- [Stated task]
Locate the string "styles" in the listing below. Copy every line where it is found.
━━━━━ Given material
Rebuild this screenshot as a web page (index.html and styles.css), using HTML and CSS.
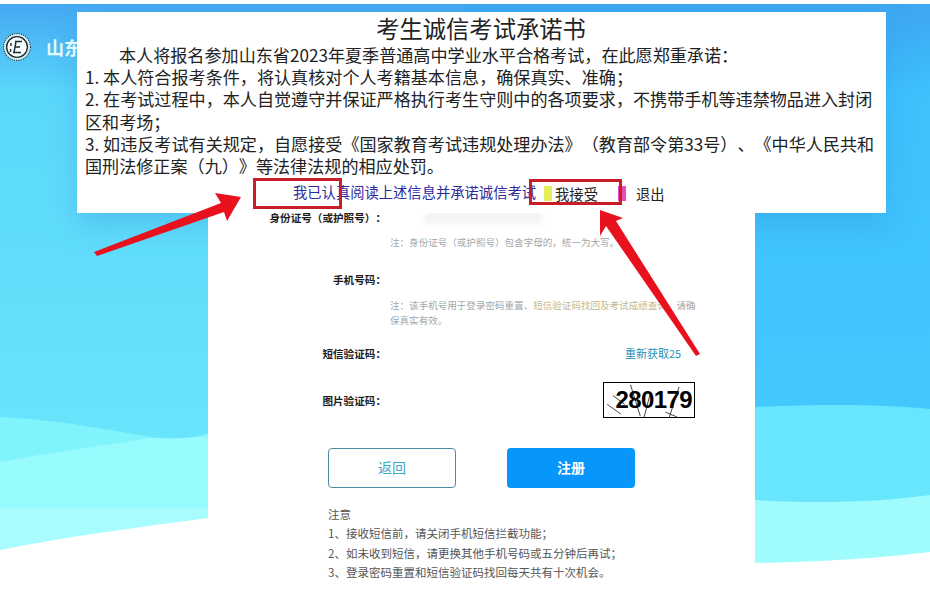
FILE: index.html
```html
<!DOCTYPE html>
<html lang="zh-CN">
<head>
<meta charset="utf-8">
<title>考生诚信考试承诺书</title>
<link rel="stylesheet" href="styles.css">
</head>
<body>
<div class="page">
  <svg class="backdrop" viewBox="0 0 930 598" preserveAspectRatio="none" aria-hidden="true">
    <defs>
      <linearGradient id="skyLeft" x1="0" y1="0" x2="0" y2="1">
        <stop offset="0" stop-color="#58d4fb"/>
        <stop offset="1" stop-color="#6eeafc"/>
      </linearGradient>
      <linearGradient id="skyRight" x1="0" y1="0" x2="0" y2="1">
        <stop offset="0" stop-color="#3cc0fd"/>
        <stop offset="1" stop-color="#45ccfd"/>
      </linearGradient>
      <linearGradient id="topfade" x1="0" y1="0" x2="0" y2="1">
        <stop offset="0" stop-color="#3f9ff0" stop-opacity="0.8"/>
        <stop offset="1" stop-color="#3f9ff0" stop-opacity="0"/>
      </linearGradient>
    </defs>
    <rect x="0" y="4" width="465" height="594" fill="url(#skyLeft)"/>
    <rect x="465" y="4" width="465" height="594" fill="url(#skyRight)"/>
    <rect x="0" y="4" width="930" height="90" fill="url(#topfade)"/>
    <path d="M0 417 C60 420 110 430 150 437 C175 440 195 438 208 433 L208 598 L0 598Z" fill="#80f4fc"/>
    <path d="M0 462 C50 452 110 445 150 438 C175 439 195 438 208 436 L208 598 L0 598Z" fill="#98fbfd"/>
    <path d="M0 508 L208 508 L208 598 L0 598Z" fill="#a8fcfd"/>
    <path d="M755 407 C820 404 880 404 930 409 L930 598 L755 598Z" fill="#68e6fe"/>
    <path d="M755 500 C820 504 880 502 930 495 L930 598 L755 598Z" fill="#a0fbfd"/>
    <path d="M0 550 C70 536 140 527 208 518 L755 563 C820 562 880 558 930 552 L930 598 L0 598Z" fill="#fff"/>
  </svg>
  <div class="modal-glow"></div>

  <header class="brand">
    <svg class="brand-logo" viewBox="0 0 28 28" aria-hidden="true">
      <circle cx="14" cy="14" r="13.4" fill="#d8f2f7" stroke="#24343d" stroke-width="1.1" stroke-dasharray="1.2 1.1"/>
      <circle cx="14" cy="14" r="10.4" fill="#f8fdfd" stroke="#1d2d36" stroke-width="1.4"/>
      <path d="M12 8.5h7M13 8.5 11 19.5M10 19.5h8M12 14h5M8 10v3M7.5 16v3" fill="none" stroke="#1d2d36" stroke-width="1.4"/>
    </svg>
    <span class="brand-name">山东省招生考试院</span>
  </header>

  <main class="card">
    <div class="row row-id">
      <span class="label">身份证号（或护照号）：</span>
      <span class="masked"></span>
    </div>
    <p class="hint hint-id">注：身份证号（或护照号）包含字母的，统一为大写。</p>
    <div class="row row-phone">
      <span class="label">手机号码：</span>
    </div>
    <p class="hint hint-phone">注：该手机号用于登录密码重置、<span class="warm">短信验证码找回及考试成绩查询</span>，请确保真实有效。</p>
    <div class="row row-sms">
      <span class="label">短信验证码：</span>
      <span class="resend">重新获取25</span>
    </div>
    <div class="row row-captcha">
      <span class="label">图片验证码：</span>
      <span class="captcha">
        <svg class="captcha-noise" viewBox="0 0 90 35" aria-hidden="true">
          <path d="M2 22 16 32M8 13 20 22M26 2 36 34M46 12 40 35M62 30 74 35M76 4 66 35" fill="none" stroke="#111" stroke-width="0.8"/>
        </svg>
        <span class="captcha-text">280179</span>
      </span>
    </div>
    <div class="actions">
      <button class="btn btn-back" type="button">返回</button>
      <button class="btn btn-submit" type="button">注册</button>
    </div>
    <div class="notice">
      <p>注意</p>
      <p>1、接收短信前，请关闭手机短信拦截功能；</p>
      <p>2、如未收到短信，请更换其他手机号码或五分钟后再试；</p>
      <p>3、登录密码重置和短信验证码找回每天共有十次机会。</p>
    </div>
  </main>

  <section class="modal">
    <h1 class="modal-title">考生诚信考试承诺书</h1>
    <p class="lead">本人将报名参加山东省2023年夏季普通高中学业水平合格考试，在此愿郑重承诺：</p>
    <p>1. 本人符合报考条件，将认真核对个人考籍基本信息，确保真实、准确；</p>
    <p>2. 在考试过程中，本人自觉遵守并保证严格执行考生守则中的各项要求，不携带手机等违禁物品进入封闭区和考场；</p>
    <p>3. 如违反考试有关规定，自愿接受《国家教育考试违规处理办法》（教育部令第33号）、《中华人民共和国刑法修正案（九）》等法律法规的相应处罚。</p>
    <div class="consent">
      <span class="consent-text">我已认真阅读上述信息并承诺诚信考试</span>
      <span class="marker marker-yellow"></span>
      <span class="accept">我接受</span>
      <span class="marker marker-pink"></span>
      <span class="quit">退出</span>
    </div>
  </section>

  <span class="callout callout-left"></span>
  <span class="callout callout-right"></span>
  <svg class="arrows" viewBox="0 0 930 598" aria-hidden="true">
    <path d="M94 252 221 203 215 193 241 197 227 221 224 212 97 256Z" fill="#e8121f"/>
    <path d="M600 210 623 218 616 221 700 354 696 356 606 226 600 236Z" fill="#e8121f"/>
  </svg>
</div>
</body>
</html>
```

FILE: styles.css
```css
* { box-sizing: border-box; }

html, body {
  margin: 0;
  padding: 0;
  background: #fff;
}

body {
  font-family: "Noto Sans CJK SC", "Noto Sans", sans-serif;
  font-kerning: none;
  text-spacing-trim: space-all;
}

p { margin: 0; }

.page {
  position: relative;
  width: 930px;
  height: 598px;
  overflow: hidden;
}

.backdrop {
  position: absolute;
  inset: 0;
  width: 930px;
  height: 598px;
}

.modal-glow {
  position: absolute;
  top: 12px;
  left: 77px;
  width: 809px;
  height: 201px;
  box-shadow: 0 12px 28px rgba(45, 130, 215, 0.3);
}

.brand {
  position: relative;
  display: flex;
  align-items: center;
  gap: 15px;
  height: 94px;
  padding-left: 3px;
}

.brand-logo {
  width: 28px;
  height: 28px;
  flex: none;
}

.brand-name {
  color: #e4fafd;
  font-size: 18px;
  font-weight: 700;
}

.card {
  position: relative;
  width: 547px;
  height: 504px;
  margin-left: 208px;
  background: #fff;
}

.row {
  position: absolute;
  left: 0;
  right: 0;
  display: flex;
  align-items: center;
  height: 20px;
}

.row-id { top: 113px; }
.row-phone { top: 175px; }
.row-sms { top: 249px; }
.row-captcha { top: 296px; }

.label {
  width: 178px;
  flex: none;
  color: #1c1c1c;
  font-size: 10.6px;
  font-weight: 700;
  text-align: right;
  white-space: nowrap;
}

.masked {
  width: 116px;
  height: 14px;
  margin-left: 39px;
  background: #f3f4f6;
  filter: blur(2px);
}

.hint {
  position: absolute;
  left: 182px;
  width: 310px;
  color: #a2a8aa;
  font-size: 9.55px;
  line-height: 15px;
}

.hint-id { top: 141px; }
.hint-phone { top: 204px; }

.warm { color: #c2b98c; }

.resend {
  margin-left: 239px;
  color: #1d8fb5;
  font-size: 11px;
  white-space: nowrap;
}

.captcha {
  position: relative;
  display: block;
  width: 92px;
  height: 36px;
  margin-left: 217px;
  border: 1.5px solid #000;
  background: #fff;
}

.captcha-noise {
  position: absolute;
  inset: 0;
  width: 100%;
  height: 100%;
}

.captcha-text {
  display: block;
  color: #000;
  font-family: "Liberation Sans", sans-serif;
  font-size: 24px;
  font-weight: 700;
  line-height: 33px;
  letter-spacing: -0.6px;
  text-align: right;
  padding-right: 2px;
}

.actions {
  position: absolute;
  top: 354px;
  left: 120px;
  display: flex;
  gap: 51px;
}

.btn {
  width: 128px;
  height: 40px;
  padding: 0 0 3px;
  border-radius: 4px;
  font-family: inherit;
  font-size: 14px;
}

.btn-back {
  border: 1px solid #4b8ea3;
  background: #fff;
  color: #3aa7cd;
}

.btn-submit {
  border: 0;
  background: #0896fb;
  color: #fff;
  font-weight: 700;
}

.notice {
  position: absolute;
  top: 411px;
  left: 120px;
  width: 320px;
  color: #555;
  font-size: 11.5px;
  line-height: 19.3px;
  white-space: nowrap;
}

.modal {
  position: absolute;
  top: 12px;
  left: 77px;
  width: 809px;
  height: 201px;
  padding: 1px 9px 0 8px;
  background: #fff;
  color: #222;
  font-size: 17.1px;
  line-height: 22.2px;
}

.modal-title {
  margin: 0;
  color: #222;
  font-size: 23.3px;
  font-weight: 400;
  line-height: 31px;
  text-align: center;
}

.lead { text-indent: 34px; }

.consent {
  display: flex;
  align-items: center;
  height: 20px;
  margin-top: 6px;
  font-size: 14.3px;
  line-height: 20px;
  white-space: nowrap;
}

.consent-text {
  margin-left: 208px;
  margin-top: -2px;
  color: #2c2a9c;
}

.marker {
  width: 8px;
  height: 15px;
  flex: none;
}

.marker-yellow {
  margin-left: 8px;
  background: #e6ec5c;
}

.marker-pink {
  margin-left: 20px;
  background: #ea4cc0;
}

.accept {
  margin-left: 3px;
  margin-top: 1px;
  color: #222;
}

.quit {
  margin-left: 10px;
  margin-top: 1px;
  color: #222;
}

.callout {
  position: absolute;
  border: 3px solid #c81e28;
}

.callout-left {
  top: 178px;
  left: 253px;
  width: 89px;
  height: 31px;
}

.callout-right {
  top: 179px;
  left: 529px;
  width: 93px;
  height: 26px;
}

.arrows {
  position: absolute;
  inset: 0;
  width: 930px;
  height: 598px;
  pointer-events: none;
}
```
━━━━━━━━━━
- [Result for this task]
Rebuild this screenshot as a web page (index.html and styles.css), using HTML and CSS.
<link rel="stylesheet" href="styles.css">
FILE: styles.css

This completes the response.